Exercise task :: Word for word, print each line of the listing below; pictures stay out.

Data supplied ::
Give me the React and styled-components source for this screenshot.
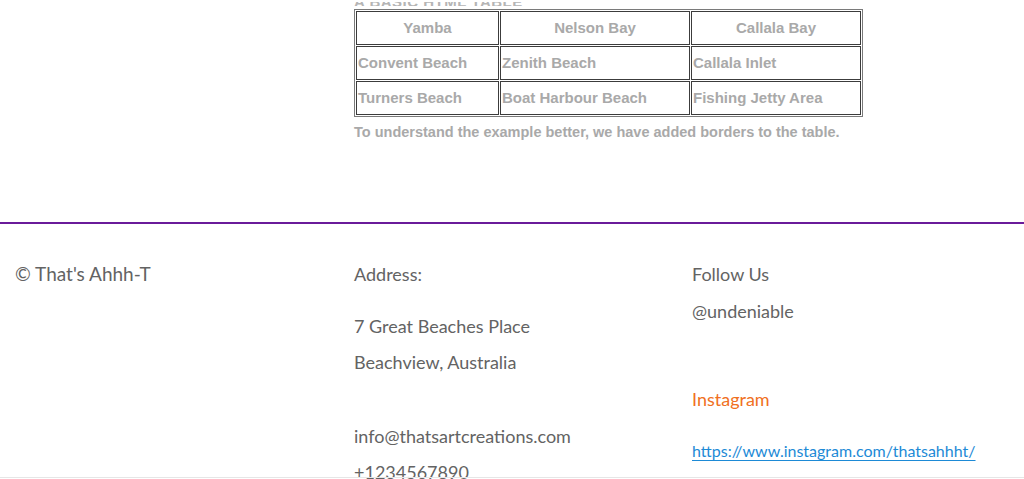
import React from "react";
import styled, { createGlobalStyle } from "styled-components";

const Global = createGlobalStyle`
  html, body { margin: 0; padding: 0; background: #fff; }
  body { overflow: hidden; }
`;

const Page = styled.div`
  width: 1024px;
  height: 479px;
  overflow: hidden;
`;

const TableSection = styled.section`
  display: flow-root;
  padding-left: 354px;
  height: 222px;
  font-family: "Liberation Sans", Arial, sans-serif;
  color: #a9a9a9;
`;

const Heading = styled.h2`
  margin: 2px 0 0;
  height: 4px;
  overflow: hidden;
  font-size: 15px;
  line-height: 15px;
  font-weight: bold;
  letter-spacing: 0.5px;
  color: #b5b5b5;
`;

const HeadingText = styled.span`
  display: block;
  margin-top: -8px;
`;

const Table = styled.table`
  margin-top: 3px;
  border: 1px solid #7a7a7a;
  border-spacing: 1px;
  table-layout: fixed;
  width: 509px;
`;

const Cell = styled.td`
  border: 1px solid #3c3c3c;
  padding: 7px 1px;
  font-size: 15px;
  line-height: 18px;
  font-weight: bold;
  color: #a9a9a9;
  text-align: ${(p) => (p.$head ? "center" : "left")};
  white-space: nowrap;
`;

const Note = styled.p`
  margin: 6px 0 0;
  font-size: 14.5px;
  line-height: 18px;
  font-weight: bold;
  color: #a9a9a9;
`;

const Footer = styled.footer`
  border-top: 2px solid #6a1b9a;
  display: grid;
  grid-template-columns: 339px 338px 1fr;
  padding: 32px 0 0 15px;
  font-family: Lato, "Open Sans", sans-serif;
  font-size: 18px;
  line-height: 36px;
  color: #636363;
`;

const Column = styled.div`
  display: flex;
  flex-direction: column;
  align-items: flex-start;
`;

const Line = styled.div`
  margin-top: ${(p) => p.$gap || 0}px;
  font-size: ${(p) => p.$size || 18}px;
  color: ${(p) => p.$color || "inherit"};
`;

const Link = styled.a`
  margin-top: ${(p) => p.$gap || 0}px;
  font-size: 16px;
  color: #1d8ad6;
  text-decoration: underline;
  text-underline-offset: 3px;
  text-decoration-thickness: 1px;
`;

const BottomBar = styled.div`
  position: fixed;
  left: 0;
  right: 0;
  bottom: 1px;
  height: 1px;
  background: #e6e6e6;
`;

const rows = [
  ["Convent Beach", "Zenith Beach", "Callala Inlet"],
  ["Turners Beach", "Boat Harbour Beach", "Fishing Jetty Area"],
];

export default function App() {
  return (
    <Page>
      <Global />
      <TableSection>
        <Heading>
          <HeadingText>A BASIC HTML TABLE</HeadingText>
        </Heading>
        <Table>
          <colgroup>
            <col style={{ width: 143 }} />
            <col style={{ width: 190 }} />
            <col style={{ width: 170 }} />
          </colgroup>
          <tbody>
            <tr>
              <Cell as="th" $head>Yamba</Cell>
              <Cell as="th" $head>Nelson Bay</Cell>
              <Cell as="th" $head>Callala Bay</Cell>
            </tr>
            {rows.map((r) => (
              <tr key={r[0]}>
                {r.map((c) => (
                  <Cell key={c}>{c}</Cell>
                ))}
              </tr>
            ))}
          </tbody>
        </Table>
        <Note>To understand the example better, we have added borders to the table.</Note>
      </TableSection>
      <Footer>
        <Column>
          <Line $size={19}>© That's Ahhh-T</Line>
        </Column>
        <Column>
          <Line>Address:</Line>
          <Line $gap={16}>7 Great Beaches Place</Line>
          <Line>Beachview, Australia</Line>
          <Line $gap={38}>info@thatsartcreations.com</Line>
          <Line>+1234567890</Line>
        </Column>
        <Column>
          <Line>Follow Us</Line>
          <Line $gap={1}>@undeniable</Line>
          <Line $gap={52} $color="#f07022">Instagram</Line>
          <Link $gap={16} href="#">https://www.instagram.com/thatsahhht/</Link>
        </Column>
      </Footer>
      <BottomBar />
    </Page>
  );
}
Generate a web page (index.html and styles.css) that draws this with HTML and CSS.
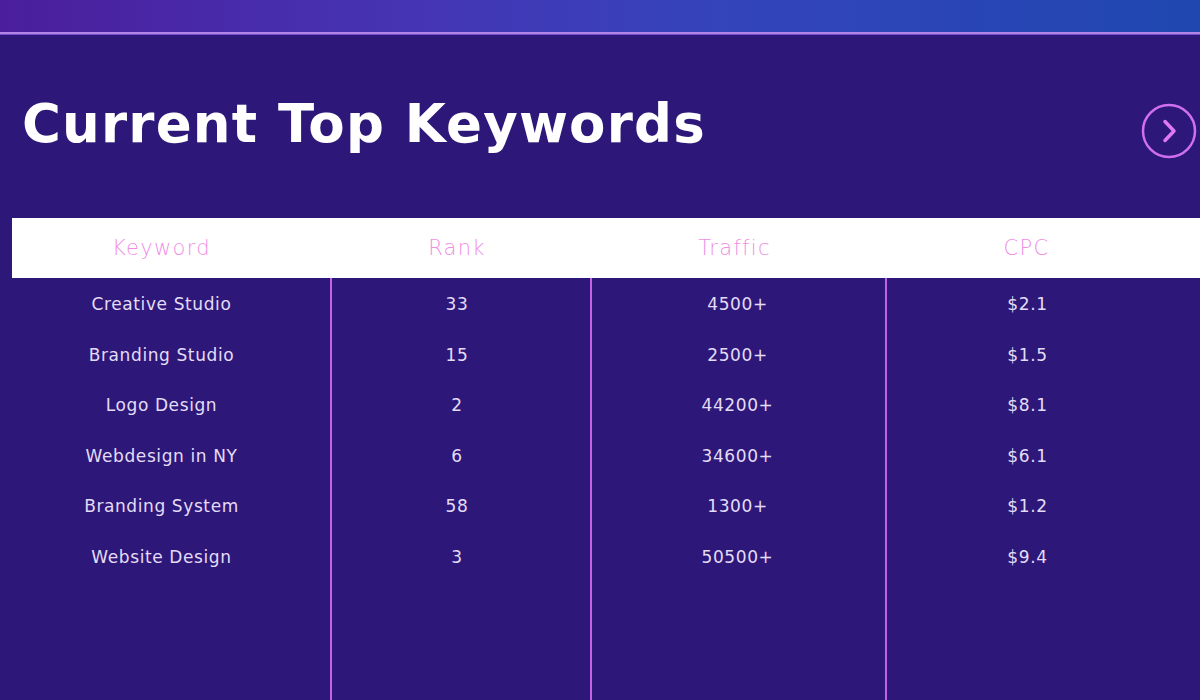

Exercise result ::
Give me the React and styled-components source for this screenshot.
import React from "react";
import styled, { createGlobalStyle } from "styled-components";

const Global = createGlobalStyle`
  html, body { margin: 0; padding: 0; background: #fff; }
  body { overflow: hidden; }
`;

const Page = styled.div`
  width: 1024px;
  height: 479px;
  overflow: hidden;
`;

const TableSection = styled.section`
  display: flow-root;
  padding-left: 354px;
  height: 222px;
  font-family: "Liberation Sans", Arial, sans-serif;
  color: #a9a9a9;
`;

const Heading = styled.h2`
  margin: 2px 0 0;
  height: 4px;
  overflow: hidden;
  font-size: 15px;
  line-height: 15px;
  font-weight: bold;
  letter-spacing: 0.5px;
  color: #b5b5b5;
`;

const HeadingText = styled.span`
  display: block;
  margin-top: -8px;
`;

const Table = styled.table`
  margin-top: 3px;
  border: 1px solid #7a7a7a;
  border-spacing: 1px;
  table-layout: fixed;
  width: 509px;
`;

const Cell = styled.td`
  border: 1px solid #3c3c3c;
  padding: 7px 1px;
  font-size: 15px;
  line-height: 18px;
  font-weight: bold;
  color: #a9a9a9;
  text-align: ${(p) => (p.$head ? "center" : "left")};
  white-space: nowrap;
`;

const Note = styled.p`
  margin: 6px 0 0;
  font-size: 14.5px;
  line-height: 18px;
  font-weight: bold;
  color: #a9a9a9;
`;

const Footer = styled.footer`
  border-top: 2px solid #6a1b9a;
  display: grid;
  grid-template-columns: 339px 338px 1fr;
  padding: 32px 0 0 15px;
  font-family: Lato, "Open Sans", sans-serif;
  font-size: 18px;
  line-height: 36px;
  color: #636363;
`;

const Column = styled.div`
  display: flex;
  flex-direction: column;
  align-items: flex-start;
`;

const Line = styled.div`
  margin-top: ${(p) => p.$gap || 0}px;
  font-size: ${(p) => p.$size || 18}px;
  color: ${(p) => p.$color || "inherit"};
`;

const Link = styled.a`
  margin-top: ${(p) => p.$gap || 0}px;
  font-size: 16px;
  color: #1d8ad6;
  text-decoration: underline;
  text-underline-offset: 3px;
  text-decoration-thickness: 1px;
`;

const BottomBar = styled.div`
  position: fixed;
  left: 0;
  right: 0;
  bottom: 1px;
  height: 1px;
  background: #e6e6e6;
`;

const rows = [
  ["Convent Beach", "Zenith Beach", "Callala Inlet"],
  ["Turners Beach", "Boat Harbour Beach", "Fishing Jetty Area"],
];

export default function App() {
  return (
    <Page>
      <Global />
      <TableSection>
        <Heading>
          <HeadingText>A BASIC HTML TABLE</HeadingText>
        </Heading>
        <Table>
          <colgroup>
            <col style={{ width: 143 }} />
            <col style={{ width: 190 }} />
            <col style={{ width: 170 }} />
          </colgroup>
          <tbody>
            <tr>
              <Cell as="th" $head>Yamba</Cell>
              <Cell as="th" $head>Nelson Bay</Cell>
              <Cell as="th" $head>Callala Bay</Cell>
            </tr>
            {rows.map((r) => (
              <tr key={r[0]}>
                {r.map((c) => (
                  <Cell key={c}>{c}</Cell>
                ))}
              </tr>
            ))}
          </tbody>
        </Table>
        <Note>To understand the example better, we have added borders to the table.</Note>
      </TableSection>
      <Footer>
        <Column>
          <Line $size={19}>© That's Ahhh-T</Line>
        </Column>
        <Column>
          <Line>Address:</Line>
          <Line $gap={16}>7 Great Beaches Place</Line>
          <Line>Beachview, Australia</Line>
          <Line $gap={38}>info@thatsartcreations.com</Line>
          <Line>+1234567890</Line>
        </Column>
        <Column>
          <Line>Follow Us</Line>
          <Line $gap={1}>@undeniable</Line>
          <Line $gap={52} $color="#f07022">Instagram</Line>
          <Link $gap={16} href="#">https://www.instagram.com/thatsahhht/</Link>
        </Column>
      </Footer>
      <BottomBar />
    </Page>
  );
}
Generate a web page (index.html and styles.css) that draws this with HTML and CSS.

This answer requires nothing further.